Çalışan : İş Ortağı? Kader ortağı?

Kategori: MAKALELER | 0

 

 

Bir girişimi kurarken bilinen veya özgün bir fikirden yola çıkarız.

İş fikrimiz pek bilinmeyen, bize özgü olabilir. Fikrimizi sadece kendimize saklamak isteriz. Kolay kolay herkese anlatmaz, fikrimizin çalınacağından korkarız. Sanırız ki dünyada şu kadar milyar insanın düşünememiş olduğu fikir sadece bizdedir.

Fikrimizi bir hayata geçirsek köşeyi döneceğiz. Fikrimizi kimseler le paylaşmadığımız zaman eksiklerini, hatalarını iyi göremeyiz. İş fikrini bulmak kolaydır.  Fikir çoktur, farklı olabilir, kâğıt üstünde çok karlı olabilir gerçekte asıl olanın uygulamak olduğunu bilmemiz gerekir. İş fikrinin uygulanabilmesi de iyi anlaşan uyumlu iş ortaklarımızla-hem çalışan, hem ortaklar-iyi takım arkadaşlarımızla mümkündür. İşi takım hayata geçirir; işe ruh ve can katar. Kötü bir takım çok iyi çalışan bir işletmeyi batırabileceği gibi, iyi bir iş arkadaşlarından oluşan takımda bu güne kadar kötü çalıştırılmış bir işletmeyi ayağa kaldırabilir.

Girişimlere destek veya ortak olmak isteyen yatırımcılar karar verirken iş fikrinin harika olması, özgün ve karlı gözükmesinden çok, işi yürütecek ekibe inanırlarsa krediyi verirler. Ekibimizi nasıl oluşturmalıyız?

İş ortaklarımızı-çalışanlar-nasıl seçmeliyiz? Bunun için deneyimli uzmanlardan yardım almalıyız.  Ekibimiz dünyayı değiştirme, hayata anlam katmak için ortaya çıkardığımız iş fikrimize bizim gibi yürekten inanmış olmalıdır, dolgun maaş beklentisi ile değil zamanla artacak gelirle işe yüreğini koyabilecek kişilerden seçilmelidir. Çalışanlarımız hayatlarına anlam katmak için çalışmalıdır.

Bunu söylemek kolay nerde böyle eleman, nasıl bulacağız derseniz bu zamanla oluşacak tır. İş ortamında oluşturduğumuz iklim bunu sağlayacaktır.

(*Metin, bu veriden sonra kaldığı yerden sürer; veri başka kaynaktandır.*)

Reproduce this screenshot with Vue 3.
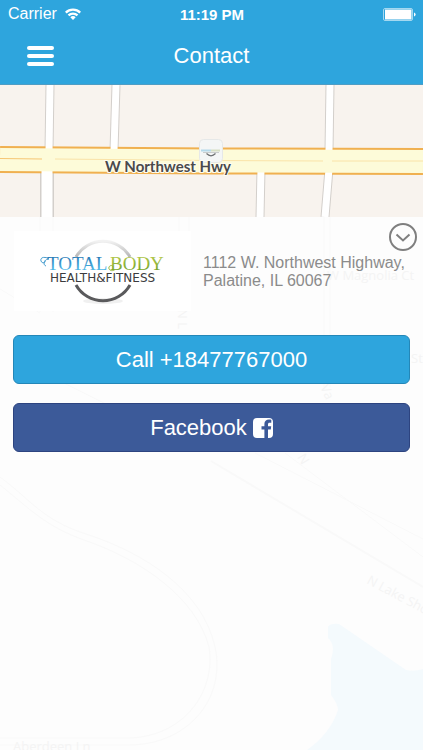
<template>
  <div class="contact-page">
    <header class="header">
      <div class="status-bar">
        <div class="carrier">
          <span>Carrier</span>
          <svg class="wifi" viewBox="0 0 16 12" aria-hidden="true">
            <path d="M0 3.800a11.400 11.400 0 0 1 16 0L14.400 5.500a9 9 0 0 0-12.800 0z" />
            <path d="M2.700 6.600a7.600 7.600 0 0 1 10.600 0L11.700 8.200a5.300 5.300 0 0 0-7.400 0z" />
            <path d="M5.300 9.200a3.900 3.900 0 0 1 5.400 0L8 12z" />
          </svg>
        </div>
        <span class="time">11:19 PM</span>
        <div class="battery-wrap">
          <svg class="battery" viewBox="0 0 33 13" aria-hidden="true">
            <rect x="0.5" y="0.5" width="29" height="12" rx="1.5" fill="none" stroke="#a5d8f0" />
            <rect x="2" y="1.500" width="26.500" height="10" fill="#fff" />
            <path d="M31 4.500q1.600 0.600 1.600 2t-1.600 2z" fill="#fff" />
          </svg>
        </div>
      </div>
      <div class="nav-bar">
        <button class="menu-button" type="button" aria-label="Menu">
          <span></span>
          <span></span>
          <span></span>
        </button>
        <h1 class="title">Contact</h1>
      </div>
    </header>

    <!-- Map strip -->
    <section class="map" aria-label="Map">
      <svg class="map-canvas" viewBox="0 0 423 132" preserveAspectRatio="xMidYMid slice">
        <rect width="423" height="132" fill="#f8f3ee" />
        <g fill="none">
          <path v-for="road in streets" :key="road" :d="road" stroke="#d3cfcb" stroke-width="9" />
          <path d="M47 80V132" stroke="#d3cfcb" stroke-width="14" />
          <path :d="highway" stroke="#f0b050" stroke-width="27" />
          <path v-for="road in streets" :key="'top' + road" :d="road" stroke="#fff" stroke-width="7" />
          <path d="M47 80V132" stroke="#fff" stroke-width="11" />
          <path :d="highway" stroke="#fdfbd9" stroke-width="23" />
          <path d="M0 73.500L42 74" stroke="#f6c673" />
          <path d="M55 74L211 75.500L323 76M332 76H423" stroke="#fae3a8" />
        </g>
        <!-- Place marker -->
        <g transform="translate(199 54)">
          <rect x="0.5" y="0.5" width="23" height="23" rx="4" fill="#f4f6f6" stroke="#e6e8e8" />
          <path d="M2 11.500h10" stroke="#b4d9ea" stroke-width="2" />
          <path d="M12 11.500h9" stroke="#d6dfc4" stroke-width="2" />
          <path d="M4 13.500h16" stroke="#c9cccc" />
          <path d="M7.500 14.500q4.500 4.500 9 0" stroke="#6b6e70" stroke-width="1.200" fill="none" />
        </g>
        <text x="168" y="87" class="road-name">W Northwest Hwy</text>
      </svg>
    </section>

    <main class="details">
      <!-- Faded part of the map below the strip -->
      <svg class="backdrop" viewBox="0 0 423 533" preserveAspectRatio="xMidYMin slice" aria-hidden="true">
        <g fill="none" stroke="#f9f9f9" stroke-width="1">
          <path d="M40 0V95M53 0V95M324 0V170M330 0V170M179 0V90M189 0V90" />
          <path d="M0 260C30 282 42 303 86 317C145 336 203 374 215 430C226 480 190 527 130 528H0" />
          <path d="M0 268C30 292 45 309 84 323C140 342 196 380 209 430C216 475 184 519 130 521H0" />
          <path d="M0 72L40 96M60 164L110 189M255 236L423 322M285 236L423 340" />
          <path d="M211 244L423 370" stroke-width="2" />
        </g>
        <path d="M328 410Q330 406 339 407L406 453Q414 455 423 452V533H307Q330 517 338 493Q338 487 331 478V442Q336 428 328 421z" fill="#f4fafd" />
        <g class="faded-names">
          <text x="13" y="534">Aberdeen Ln</text>
          <text x="327" y="63">W Magnolia Ct</text>
          <text transform="translate(366 366) rotate(28)">N Lake Shore Dr</text>
          <text transform="translate(178 92) rotate(90)">N L</text>
          <text transform="translate(320 170) rotate(65)">Va</text>
          <text transform="translate(297 240) rotate(60)">N</text>
          <text x="411" y="146">St</text>
        </g>
      </svg>

      <div class="content">
        <div class="info">
          <div class="logo">
            <svg class="logo-art" viewBox="0 0 130 70" role="img" aria-label="Total Body Health and Fitness">
              <defs>
                <linearGradient id="ring" x1="0" y1="0" x2="0" y2="1">
                  <stop offset="0" stop-color="#f2f2f2" />
                  <stop offset="1" stop-color="#b5b5b5" />
                </linearGradient>
                <linearGradient id="blue" x1="0" y1="0" x2="0" y2="1">
                  <stop offset="0.200" stop-color="#2a7cb8" />
                  <stop offset="0.800" stop-color="#4fb8e6" />
                </linearGradient>
                <linearGradient id="green" x1="0" y1="0" x2="0" y2="1">
                  <stop offset="0.200" stop-color="#b0c64a" />
                  <stop offset="0.800" stop-color="#7aa52a" />
                </linearGradient>
              </defs>
              <ellipse cx="65" cy="66" rx="20" ry="3" fill="#f0f0f0" />
              <path d="M38 22A31 31 0 0 1 92 22" fill="none" stroke="url(#ring)" stroke-width="3" />
              <path d="M38 50A31 31 0 0 0 92 50" fill="none" stroke="#5a5a5c" stroke-width="3" />
              <path d="M11 23.500C5 21 2 23 3 26C4 29 8 28 7 25.500M11 24C6 24 4.500 30 8 31" fill="none" stroke="#4a9fd0" stroke-width="1" />
              <text x="9" y="35" class="logo-name" fill="url(#blue)">TOTAL</text>
              <text x="72" y="35" class="logo-name" fill="url(#green)">BODY</text>
              <path d="M77 34.500C74 37 70 35 71 32C72 30 75 30 75 32" fill="none" stroke="#98b83c" stroke-width="1" />
              <text x="12" y="47" class="logo-tag">HEALTH&amp;FITNESS</text>
            </svg>
          </div>
          <address class="address">
            1112 W. Northwest Highway,<br />
            Palatine, IL 60067
          </address>
          <button class="toggle" type="button" aria-label="Collapse">
            <svg viewBox="0 0 28 28" aria-hidden="true">
              <circle cx="14" cy="14" r="13" />
              <path d="M7.500 11.500L14 17.500L20.500 11.500" />
            </svg>
          </button>
        </div>

        <div class="actions">
          <a class="action call" :href="'tel:' + phone">Call {{ phone }}</a>
          <a class="action facebook" href="#facebook">
            <span>Facebook</span>
            <svg class="facebook-icon" viewBox="0 0 20 20" aria-hidden="true">
              <path d="M4 0H16a4 4 0 0 1 4 4V16a4 4 0 0 1-4 4H15V11.500H17.800L18.200 8.300H15V6.500C15 5.400 15.400 4.800 16.700 4.800H18.300V1.700C17.800 1.600 16.900 1.500 15.900 1.500C13.200 1.500 11.400 3.100 11.400 6V8.300H8.500V11.500H11.400V20H4a4 4 0 0 1-4-4V4a4 4 0 0 1 4-4z" />
            </svg>
          </a>
        </div>
      </div>
    </main>
  </div>
</template>

<script setup>
import { ref } from 'vue'

const phone = ref('+18477767000')

const highway = 'M0 74.5L211 76L423 76.5'

// Side streets crossing the highway
const streets = [
  'M50 0L49 66',
  'M116 0L114 66',
  'M330 0L329 66',
  'M261 84L260 132',
  'M329 84L325 132'
]
</script>

<style>
body {
  margin: 0;
}
</style>

<style scoped>
.contact-page {
  display: flex;
  flex-direction: column;
  min-height: 100vh;
  background: #fdfdfd;
  font-family: "Liberation Sans", Arial, sans-serif;
}

/* Header */
.header {
  background: #2ea5dd;
  border-bottom: 1px solid #4f9dc4;
  color: #fff;
}

.status-bar {
  display: grid;
  grid-template-columns: 1fr auto 1fr;
  align-items: center;
  height: 28px;
  padding: 0 7px 0 8px;
  font-size: 16px;
}

.carrier {
  display: flex;
  align-items: center;
  gap: 8px;
}

.wifi {
  width: 16px;
  height: 12px;
  fill: #fff;
}

.time {
  font-size: 15px;
  font-weight: bold;
}

.battery-wrap {
  display: flex;
  justify-content: flex-end;
}

.battery {
  width: 33px;
  height: 13px;
}

.nav-bar {
  display: grid;
  grid-template-columns: 1fr auto 1fr;
  align-items: center;
  height: 56px;
  padding: 0 27px;
}

.menu-button {
  display: flex;
  flex-direction: column;
  gap: 4px;
  width: 27px;
  padding: 0;
  border: 0;
  background: none;
  cursor: pointer;
}

.menu-button span {
  width: 100%;
  height: 4px;
  border-radius: 2px;
  background: #fff;
}

.title {
  margin: 0;
  font-size: 22px;
  font-weight: normal;
}

/* Map */
.map {
  height: 132px;
  overflow: hidden;
}

.map-canvas {
  display: block;
  width: 100%;
  height: 100%;
}

.road-name {
  font-family: Lato, "Open Sans", sans-serif;
  font-size: 15px;
  font-weight: bold;
  text-anchor: middle;
  fill: #4a4a4c;
  stroke: #fffdf0;
  stroke-width: 2px;
  paint-order: stroke;
}

/* Details */
.details {
  position: relative;
  flex: 1;
  overflow: hidden;
}

.backdrop {
  position: absolute;
  inset: 0;
  width: 100%;
  height: 100%;
}

.faded-names {
  font-family: "Open Sans", "Noto Sans", sans-serif;
  font-size: 13px;
  fill: #f4f4f4;
}

.content {
  position: relative;
}

.info {
  display: flex;
  padding: 14px 14px 0 14px;
}

.logo {
  display: flex;
  justify-content: center;
  flex: 0 0 177px;
  height: 80px;
  background: #fff;
}

.logo-art {
  width: 130px;
  height: 70px;
  margin-top: 4px;
}

.logo-name {
  font-family: "Liberation Serif", serif;
  font-size: 19px;
}

.logo-tag {
  font-family: "DejaVu Sans", sans-serif;
  font-size: 12px;
  fill: #3b3b3d;
}

.address {
  flex: 1;
  padding: 23px 0 0 12px;
  color: #8b8b8b;
  font-size: 16px;
  font-style: normal;
  line-height: 18px;
  white-space: nowrap;
}

/* Sits over the corner of the address block */
.toggle {
  position: absolute;
  top: 6px;
  right: 6px;
  width: 28px;
  height: 28px;
  padding: 0;
  border: 0;
  background: none;
  cursor: pointer;
}

.toggle svg {
  display: block;
  fill: none;
  stroke: #7f7f7f;
  stroke-width: 2;
}

.actions {
  display: flex;
  flex-direction: column;
  gap: 19px;
  padding: 24px 13px;
}

.action {
  display: flex;
  align-items: center;
  justify-content: center;
  gap: 6px;
  box-sizing: border-box;
  height: 49px;
  border: 1px solid;
  border-radius: 6px;
  color: #fff;
  font-size: 22px;
  text-decoration: none;
}

.call {
  background: #2ea5dd;
  border-color: #2487b8;
}

.facebook {
  background: #3c5a99;
  border-color: #2d4480;
}

.facebook-icon {
  width: 20px;
  height: 20px;
  fill: #fff;
}
</style>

Eleman seçerken en iyilerini seçmeliyiz, yetenekleri ve özellikleri bizden daha iyi ise işe almak için tereddüt etmemeliyiz. Büyük bir kurum olmak için bu gereklidir. Çok parlak bir kariyer geçmişi olan kişileri de işe almak için iki defa düşünmeliyiz çünkü bu kişilerin beklentisi fazla olacağı için yeni kurulan işimizde uzun süre çalışmaya bilirler.  Eleman, ihtiyacımız olan işi yapabilir mi, kendimizi adadığımız anlama, yaptığımız işe inanıyor mu, işte ihtiyacımız olan güçlü yanlara sahip mi veya sakındığımız zaaflardan uzak mı bakmalıyız. Referanslarını baştan bakmalıyız, işe almaya karar verdikten sonra değil. Eğitim, kariyer, deneyim çokta şart değildir işe inanmış olması daha önemlidir. İşin uygun standartları belirlenmelidir: davranış, bilgi, deneyim, kişilik. İş-çalışma-ortağımız çalıştığımız alandan farklı mesleklerde olabilir. Farklılığın işimize renk katacağını ve göremediğimiz fark edemediğimiz alanlarda işimizi geliştirmeye yardımcı olacağını bilmeliyiz. İş ortağımızın daha önce başarısız şirketlerde çalışmış olması kazandığı deneyim bize yeni işinde çok avantajlar getirebilir. Birlikte çalışacağımız çalışma arkadaşlarımızla en az iki aylık bir deneme süresi koymamızda yarar vardır.

İyi eleman için çevremizden ve tanıdıklarımızdan da yararlanmalıyız. İşe alım mülakatlarında neden bu kurumda çalışmak istiyorsunuz? şeklinde duygusal, açık uçlu sorular yerine En çok gurur duyduğunuz başarınız nedir?

En büyük hatalarınız neydi? En büyük dersi aldığınız deneyiminiz neydi? tarzı sorular sorulmalıdır. İş ortağı seçmek kolay bir süreç değildir ama işimiz için hayati önemdedir.

Çalışanlarımızın aynı zamanda iş ortağımız olduklarını aklımızdan çıkarmamalıyız. İşimizin geleceği buna bağlıdır. Mutlu uyumlu bir ekip her türlü zorluğu aşar kurumu aydınlık ufuklara taşır.